# EXERCISE PROMPT
Extract each line where the string "this" shows up.

Rows from a dataset of pages and code:
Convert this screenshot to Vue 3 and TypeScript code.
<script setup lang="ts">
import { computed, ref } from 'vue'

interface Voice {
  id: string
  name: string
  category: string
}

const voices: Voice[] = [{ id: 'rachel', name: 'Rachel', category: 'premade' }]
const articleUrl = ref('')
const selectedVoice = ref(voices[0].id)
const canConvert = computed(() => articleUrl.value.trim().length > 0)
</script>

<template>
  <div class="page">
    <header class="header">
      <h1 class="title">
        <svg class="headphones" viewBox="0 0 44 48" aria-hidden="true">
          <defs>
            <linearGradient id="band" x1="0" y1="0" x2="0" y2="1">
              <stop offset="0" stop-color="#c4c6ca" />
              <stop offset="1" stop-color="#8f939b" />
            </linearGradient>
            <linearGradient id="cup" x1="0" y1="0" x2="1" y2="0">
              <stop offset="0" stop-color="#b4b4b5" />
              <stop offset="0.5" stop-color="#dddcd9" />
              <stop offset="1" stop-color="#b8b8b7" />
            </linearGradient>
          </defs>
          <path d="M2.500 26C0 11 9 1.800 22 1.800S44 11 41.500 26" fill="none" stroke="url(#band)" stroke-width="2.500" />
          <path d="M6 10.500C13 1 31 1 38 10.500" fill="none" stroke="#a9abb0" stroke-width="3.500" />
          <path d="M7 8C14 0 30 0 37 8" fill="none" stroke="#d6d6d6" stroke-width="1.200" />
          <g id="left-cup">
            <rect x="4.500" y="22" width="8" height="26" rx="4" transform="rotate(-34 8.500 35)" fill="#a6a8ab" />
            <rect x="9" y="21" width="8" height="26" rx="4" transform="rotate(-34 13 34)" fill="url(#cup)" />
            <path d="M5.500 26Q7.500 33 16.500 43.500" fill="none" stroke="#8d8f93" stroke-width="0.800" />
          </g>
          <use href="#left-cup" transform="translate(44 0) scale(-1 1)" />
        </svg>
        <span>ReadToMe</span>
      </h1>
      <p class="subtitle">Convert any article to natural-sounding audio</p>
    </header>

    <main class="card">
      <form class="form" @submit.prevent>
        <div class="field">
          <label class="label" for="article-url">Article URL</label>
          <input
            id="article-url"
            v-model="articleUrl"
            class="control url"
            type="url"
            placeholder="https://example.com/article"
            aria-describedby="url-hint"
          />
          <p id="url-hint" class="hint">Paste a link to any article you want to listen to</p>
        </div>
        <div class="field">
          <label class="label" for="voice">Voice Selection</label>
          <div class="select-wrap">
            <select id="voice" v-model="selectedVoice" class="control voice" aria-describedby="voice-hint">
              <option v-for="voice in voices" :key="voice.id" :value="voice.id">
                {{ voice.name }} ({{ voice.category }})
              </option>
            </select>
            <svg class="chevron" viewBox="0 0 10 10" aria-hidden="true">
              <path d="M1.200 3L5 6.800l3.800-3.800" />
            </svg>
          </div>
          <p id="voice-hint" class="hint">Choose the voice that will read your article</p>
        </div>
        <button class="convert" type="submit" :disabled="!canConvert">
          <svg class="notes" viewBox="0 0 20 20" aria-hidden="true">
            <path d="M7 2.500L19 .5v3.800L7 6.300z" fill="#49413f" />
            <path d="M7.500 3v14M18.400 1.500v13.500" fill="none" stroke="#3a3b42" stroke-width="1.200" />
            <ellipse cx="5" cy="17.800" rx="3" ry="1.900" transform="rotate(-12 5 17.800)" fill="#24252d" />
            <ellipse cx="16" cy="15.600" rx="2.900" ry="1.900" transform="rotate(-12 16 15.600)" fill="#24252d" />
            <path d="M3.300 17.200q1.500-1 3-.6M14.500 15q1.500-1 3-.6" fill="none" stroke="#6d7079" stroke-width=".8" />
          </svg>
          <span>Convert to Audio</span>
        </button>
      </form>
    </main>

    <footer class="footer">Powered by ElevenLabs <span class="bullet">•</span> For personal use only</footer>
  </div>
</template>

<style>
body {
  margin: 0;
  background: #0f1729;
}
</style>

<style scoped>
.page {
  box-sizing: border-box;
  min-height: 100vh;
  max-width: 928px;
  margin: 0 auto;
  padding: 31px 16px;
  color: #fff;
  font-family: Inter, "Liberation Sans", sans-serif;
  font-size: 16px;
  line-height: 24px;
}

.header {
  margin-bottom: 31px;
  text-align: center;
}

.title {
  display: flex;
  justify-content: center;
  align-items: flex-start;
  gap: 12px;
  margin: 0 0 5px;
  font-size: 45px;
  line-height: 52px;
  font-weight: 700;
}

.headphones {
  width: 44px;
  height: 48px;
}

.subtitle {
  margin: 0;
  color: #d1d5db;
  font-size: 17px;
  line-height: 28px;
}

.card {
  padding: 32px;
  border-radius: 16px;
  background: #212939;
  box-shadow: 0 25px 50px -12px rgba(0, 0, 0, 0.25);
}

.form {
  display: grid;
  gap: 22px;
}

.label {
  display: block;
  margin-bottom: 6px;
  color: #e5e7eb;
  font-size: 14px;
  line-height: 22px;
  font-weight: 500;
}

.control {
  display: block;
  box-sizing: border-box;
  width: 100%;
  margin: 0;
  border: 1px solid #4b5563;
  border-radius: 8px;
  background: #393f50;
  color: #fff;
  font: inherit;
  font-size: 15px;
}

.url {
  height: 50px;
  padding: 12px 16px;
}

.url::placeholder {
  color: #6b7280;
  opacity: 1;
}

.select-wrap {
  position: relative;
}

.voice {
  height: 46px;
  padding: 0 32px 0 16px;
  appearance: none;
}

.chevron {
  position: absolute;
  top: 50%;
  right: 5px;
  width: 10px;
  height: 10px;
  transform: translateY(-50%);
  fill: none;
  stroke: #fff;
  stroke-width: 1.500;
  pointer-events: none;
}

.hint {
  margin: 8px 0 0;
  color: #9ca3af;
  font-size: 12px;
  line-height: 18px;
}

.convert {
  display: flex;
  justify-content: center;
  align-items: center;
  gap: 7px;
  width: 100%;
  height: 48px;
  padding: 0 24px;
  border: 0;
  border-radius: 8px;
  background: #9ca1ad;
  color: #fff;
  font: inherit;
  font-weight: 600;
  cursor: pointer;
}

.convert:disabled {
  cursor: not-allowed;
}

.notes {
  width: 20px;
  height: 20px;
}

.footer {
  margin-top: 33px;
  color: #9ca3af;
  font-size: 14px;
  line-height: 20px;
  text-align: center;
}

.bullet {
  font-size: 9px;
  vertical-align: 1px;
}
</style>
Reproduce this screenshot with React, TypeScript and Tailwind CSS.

# TASK OUTPUT
Convert this screenshot to Vue 3 and TypeScript code.
Reproduce this screenshot with React, TypeScript and Tailwind CSS.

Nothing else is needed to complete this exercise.